Install Trivy from your package manager or download the binary.

macOS

brew install trivy

Debian/Ubuntu

sudo apt install trivy

Verify

trivy version
2

Scan a Container Image

Scan a Docker image for known vulnerabilities in OS packages and application dependencies.

Scan an image

trivy image python:3.11

Critical and high only

trivy image --severity CRITICAL,HIGH python:3.11

Scan a local image

trivy image myapp:latest

Note: Trivy downloads vulnerability databases on first run.

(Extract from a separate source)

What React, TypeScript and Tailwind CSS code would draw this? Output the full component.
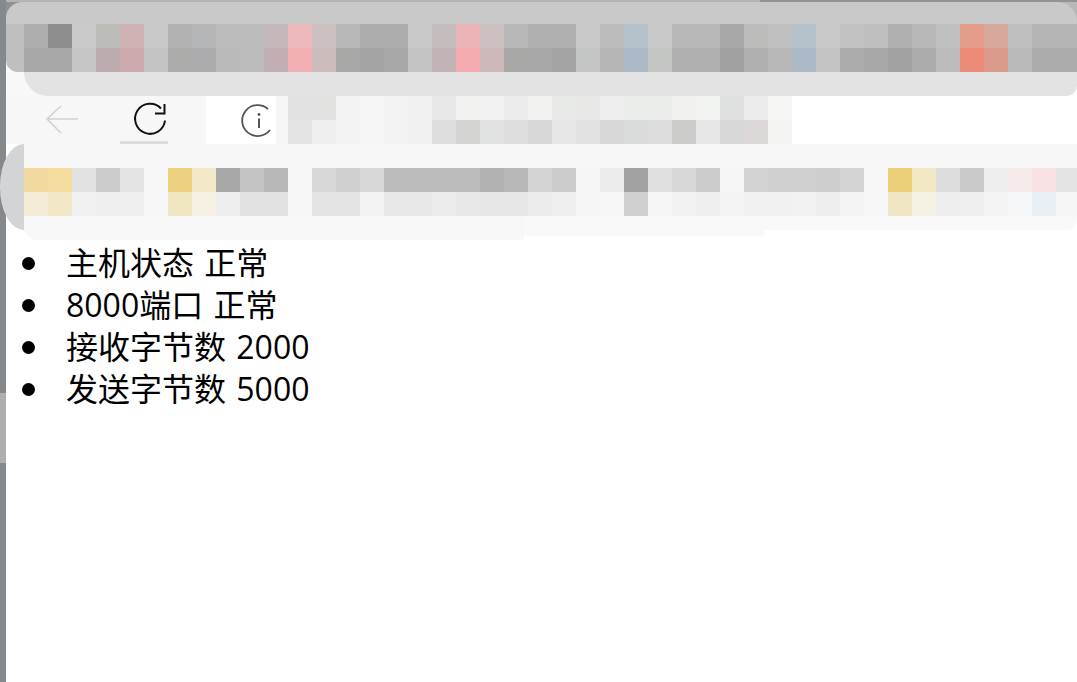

It scans both OS-level packages (apt, apk, rpm) and language-specific dependencies (pip, npm, gem, etc.).

3

Scan Your Project Directory

Scan a local filesystem for vulnerabilities in lock files, IaC misconfigurations, and exposed secrets.

Full filesystem scan

trivy fs .

Vulnerabilities only

trivy fs --scanners vuln .

Secrets only

trivy fs --scanners secret .

Misconfig only (Terraform, K8s, Docker)

trivy fs --scanners misconfig .
4

Scan a Git Repository

Scan a remote git repository without cloning it first.

Scan a GitHub repo

trivy repo https://github.com/owner/repo
5

CI/CD Integration

Use Trivy in your build pipeline to catch vulnerabilities before deployment.

Exit with error on critical

trivy image --exit-code 1 --severity CRITICAL myapp:latest

JSON output for parsing

trivy image --format json --output results.json myapp:latest

SARIF for GitHub Security

trivy image --format sarif --output trivy.sarif myapp:latest

Note: The --exit-code 1 flag makes Trivy return a non-zero exit code when it finds vulnerabilities at the specified severity, which fails your CI pipeline. This is how you gate deployments on security.